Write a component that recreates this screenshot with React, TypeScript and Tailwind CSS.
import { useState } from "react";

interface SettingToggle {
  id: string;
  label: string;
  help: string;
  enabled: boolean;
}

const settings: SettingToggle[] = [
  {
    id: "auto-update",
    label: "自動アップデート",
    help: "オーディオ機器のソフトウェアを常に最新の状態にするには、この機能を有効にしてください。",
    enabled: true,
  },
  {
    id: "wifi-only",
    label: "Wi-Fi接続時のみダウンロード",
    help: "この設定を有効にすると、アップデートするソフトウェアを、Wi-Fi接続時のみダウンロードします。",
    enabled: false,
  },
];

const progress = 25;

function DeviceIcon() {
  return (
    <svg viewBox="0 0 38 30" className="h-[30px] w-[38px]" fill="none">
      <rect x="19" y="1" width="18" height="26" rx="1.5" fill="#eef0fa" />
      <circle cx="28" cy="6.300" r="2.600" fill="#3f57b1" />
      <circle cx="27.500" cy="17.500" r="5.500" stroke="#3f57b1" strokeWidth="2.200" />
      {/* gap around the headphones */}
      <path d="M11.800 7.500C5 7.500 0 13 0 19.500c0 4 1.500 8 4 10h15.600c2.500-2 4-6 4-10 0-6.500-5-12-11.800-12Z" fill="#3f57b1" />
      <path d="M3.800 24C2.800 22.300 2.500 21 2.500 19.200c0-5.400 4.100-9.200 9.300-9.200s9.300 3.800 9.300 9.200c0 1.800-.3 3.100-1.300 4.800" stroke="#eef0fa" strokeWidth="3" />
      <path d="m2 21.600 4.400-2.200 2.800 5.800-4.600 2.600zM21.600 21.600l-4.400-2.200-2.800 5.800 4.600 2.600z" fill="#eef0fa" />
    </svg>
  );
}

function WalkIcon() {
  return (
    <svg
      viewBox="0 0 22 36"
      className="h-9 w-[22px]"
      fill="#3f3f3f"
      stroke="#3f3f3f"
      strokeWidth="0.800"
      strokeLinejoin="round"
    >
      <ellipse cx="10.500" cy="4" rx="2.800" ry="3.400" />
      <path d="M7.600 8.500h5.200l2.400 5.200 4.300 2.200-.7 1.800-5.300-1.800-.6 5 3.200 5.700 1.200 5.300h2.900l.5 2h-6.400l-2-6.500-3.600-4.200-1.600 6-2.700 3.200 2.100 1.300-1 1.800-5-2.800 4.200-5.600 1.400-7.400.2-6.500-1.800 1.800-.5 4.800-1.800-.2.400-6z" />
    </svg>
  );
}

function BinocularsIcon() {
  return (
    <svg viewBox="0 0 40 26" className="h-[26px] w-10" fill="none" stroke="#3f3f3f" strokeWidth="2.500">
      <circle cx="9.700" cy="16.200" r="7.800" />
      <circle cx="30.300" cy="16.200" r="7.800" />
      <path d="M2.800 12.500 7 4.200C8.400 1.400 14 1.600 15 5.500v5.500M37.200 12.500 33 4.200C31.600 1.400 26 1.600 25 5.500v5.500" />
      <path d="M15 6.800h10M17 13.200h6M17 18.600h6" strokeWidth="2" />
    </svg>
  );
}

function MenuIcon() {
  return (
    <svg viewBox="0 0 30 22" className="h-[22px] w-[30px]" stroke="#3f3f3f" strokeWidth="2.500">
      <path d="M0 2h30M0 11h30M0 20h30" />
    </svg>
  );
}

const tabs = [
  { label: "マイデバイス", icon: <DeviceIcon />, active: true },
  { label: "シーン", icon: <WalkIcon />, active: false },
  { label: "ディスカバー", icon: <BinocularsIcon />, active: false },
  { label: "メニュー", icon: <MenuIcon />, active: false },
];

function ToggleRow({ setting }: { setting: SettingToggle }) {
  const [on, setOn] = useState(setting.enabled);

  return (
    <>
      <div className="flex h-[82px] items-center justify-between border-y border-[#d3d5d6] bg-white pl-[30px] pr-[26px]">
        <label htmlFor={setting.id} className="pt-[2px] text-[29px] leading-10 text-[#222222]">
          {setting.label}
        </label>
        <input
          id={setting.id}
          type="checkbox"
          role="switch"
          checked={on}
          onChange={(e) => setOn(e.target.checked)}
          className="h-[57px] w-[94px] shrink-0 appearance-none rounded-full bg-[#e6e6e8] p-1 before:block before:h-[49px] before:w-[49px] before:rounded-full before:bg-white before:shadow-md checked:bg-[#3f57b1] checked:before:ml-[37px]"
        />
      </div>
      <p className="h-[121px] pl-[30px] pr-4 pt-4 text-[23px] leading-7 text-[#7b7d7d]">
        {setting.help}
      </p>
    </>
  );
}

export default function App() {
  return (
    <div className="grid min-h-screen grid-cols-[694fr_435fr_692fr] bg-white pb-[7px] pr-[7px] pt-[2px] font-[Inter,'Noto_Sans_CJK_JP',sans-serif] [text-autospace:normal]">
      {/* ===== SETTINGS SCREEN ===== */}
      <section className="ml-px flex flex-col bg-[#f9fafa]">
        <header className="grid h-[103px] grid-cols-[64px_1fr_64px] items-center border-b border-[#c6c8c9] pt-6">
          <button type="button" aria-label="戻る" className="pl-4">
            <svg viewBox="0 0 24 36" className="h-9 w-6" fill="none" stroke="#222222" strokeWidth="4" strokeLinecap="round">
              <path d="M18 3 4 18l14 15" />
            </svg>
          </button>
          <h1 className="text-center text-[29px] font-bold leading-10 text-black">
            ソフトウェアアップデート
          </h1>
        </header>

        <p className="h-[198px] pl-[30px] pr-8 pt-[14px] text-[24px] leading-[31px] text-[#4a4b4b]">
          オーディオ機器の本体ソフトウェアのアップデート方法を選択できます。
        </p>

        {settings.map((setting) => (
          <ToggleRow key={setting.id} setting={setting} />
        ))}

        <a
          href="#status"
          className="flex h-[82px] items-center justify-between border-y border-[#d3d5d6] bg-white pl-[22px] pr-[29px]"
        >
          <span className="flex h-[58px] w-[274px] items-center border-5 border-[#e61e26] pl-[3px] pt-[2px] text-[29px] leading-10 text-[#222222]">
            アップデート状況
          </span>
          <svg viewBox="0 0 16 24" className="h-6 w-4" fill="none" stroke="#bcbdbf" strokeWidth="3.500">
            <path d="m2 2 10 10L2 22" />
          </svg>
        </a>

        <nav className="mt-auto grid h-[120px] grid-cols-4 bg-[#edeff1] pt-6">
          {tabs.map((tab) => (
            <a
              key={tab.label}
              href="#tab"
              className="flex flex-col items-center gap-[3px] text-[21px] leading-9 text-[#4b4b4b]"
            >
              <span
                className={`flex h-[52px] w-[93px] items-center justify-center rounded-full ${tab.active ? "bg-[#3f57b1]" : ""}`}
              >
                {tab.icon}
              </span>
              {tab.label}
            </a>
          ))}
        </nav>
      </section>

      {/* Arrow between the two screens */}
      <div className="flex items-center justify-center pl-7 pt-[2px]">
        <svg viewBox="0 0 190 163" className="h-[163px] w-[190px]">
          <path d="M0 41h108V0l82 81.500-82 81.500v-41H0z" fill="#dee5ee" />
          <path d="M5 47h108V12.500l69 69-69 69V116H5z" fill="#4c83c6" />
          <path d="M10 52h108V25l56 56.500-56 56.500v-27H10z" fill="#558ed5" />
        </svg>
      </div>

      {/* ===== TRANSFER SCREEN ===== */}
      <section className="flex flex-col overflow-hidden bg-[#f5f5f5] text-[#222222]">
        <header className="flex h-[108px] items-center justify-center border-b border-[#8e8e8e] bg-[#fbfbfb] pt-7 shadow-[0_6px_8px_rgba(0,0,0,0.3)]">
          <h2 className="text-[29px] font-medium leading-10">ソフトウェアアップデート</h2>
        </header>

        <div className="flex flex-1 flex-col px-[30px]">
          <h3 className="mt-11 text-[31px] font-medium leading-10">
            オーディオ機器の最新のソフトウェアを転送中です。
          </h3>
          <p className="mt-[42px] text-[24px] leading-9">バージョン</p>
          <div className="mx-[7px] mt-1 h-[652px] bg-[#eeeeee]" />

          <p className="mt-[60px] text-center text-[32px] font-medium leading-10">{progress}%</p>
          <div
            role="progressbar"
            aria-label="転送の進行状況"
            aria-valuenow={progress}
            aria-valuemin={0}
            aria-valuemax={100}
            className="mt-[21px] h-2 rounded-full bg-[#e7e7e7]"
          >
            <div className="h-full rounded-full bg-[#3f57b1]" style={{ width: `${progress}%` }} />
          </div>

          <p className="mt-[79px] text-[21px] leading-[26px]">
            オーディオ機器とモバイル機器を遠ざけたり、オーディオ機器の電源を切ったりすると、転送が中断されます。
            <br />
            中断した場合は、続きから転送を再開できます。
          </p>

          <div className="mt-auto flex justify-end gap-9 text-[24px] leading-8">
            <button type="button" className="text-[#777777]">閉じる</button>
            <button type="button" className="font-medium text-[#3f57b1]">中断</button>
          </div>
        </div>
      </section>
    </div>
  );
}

____

#### GIVEN EXERCISE:
Look above and repeat, character for character, the lines from the first one to the line with "const progress = 25;", counting both.

#### CORRECT RESPONSE:
Write a component that recreates this screenshot with React, TypeScript and Tailwind CSS.
import { useState } from "react";

interface SettingToggle {
  id: string;
  label: string;
  help: string;
  enabled: boolean;
}

const settings: SettingToggle[] = [
  {
    id: "auto-update",
    label: "自動アップデート",
    help: "オーディオ機器のソフトウェアを常に最新の状態にするには、この機能を有効にしてください。",
    enabled: true,
  },
  {
    id: "wifi-only",
    label: "Wi-Fi接続時のみダウンロード",
    help: "この設定を有効にすると、アップデートするソフトウェアを、Wi-Fi接続時のみダウンロードします。",
    enabled: false,
  },
];

const progress = 25;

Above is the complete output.